# SHORT EXERCISE
Give the listing again in full, exactly as written.

◆ ◆ ◆

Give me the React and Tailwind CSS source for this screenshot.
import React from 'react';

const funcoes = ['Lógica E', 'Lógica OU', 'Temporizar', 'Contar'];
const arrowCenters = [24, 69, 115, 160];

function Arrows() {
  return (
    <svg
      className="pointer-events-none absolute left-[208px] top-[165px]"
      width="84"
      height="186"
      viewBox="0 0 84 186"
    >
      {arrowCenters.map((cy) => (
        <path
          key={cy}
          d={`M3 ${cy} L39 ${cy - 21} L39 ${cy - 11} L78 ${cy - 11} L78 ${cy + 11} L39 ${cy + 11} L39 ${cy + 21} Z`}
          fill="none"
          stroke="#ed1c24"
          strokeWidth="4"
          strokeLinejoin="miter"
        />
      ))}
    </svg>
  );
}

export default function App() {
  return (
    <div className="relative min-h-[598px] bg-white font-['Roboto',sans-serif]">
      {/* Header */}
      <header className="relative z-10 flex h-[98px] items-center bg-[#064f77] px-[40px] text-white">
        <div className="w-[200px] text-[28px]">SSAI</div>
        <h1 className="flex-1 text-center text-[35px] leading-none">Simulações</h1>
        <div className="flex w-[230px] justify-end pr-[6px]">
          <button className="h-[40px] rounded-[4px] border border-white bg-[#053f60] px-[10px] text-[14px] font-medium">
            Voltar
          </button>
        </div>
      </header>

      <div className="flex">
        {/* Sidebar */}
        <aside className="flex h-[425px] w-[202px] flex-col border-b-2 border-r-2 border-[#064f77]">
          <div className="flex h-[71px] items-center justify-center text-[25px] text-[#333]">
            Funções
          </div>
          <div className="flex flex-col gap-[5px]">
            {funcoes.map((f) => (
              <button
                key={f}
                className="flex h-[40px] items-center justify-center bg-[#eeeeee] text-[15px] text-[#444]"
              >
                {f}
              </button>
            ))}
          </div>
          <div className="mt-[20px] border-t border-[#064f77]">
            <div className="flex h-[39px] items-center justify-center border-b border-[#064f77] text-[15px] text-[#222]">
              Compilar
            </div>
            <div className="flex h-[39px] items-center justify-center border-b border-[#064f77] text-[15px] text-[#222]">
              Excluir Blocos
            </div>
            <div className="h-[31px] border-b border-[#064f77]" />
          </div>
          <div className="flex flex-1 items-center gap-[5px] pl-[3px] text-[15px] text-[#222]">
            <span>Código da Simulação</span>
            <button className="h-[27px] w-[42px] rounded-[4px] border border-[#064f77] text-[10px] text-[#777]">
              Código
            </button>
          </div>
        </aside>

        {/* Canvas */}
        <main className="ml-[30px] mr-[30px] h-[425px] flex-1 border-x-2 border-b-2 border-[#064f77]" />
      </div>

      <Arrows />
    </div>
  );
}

◆ ◆ ◆

# THE RESPONSE
Give me the React and Tailwind CSS source for this screenshot.
import React from 'react';

const funcoes = ['Lógica E', 'Lógica OU', 'Temporizar', 'Contar'];
const arrowCenters = [24, 69, 115, 160];

function Arrows() {
  return (
    <svg
      className="pointer-events-none absolute left-[208px] top-[165px]"
      width="84"
      height="186"
      viewBox="0 0 84 186"
    >
      {arrowCenters.map((cy) => (
        <path
          key={cy}
          d={`M3 ${cy} L39 ${cy - 21} L39 ${cy - 11} L78 ${cy - 11} L78 ${cy + 11} L39 ${cy + 11} L39 ${cy + 21} Z`}
          fill="none"
          stroke="#ed1c24"
          strokeWidth="4"
          strokeLinejoin="miter"
        />
      ))}
    </svg>
  );
}

export default function App() {
  return (
    <div className="relative min-h-[598px] bg-white font-['Roboto',sans-serif]">
      {/* Header */}
      <header className="relative z-10 flex h-[98px] items-center bg-[#064f77] px-[40px] text-white">
        <div className="w-[200px] text-[28px]">SSAI</div>
        <h1 className="flex-1 text-center text-[35px] leading-none">Simulações</h1>
        <div className="flex w-[230px] justify-end pr-[6px]">
          <button className="h-[40px] rounded-[4px] border border-white bg-[#053f60] px-[10px] text-[14px] font-medium">
            Voltar
          </button>
        </div>
      </header>

      <div className="flex">
        {/* Sidebar */}
        <aside className="flex h-[425px] w-[202px] flex-col border-b-2 border-r-2 border-[#064f77]">
          <div className="flex h-[71px] items-center justify-center text-[25px] text-[#333]">
            Funções
          </div>
          <div className="flex flex-col gap-[5px]">
            {funcoes.map((f) => (
              <button
                key={f}
                className="flex h-[40px] items-center justify-center bg-[#eeeeee] text-[15px] text-[#444]"
              >
                {f}
              </button>
            ))}
          </div>
          <div className="mt-[20px] border-t border-[#064f77]">
            <div className="flex h-[39px] items-center justify-center border-b border-[#064f77] text-[15px] text-[#222]">
              Compilar
            </div>
            <div className="flex h-[39px] items-center justify-center border-b border-[#064f77] text-[15px] text-[#222]">
              Excluir Blocos
            </div>
            <div className="h-[31px] border-b border-[#064f77]" />
          </div>
          <div className="flex flex-1 items-center gap-[5px] pl-[3px] text-[15px] text-[#222]">
            <span>Código da Simulação</span>
            <button className="h-[27px] w-[42px] rounded-[4px] border border-[#064f77] text-[10px] text-[#777]">
              Código
            </button>
          </div>
        </aside>

        {/* Canvas */}
        <main className="ml-[30px] mr-[30px] h-[425px] flex-1 border-x-2 border-b-2 border-[#064f77]" />
      </div>

      <Arrows />
    </div>
  );
}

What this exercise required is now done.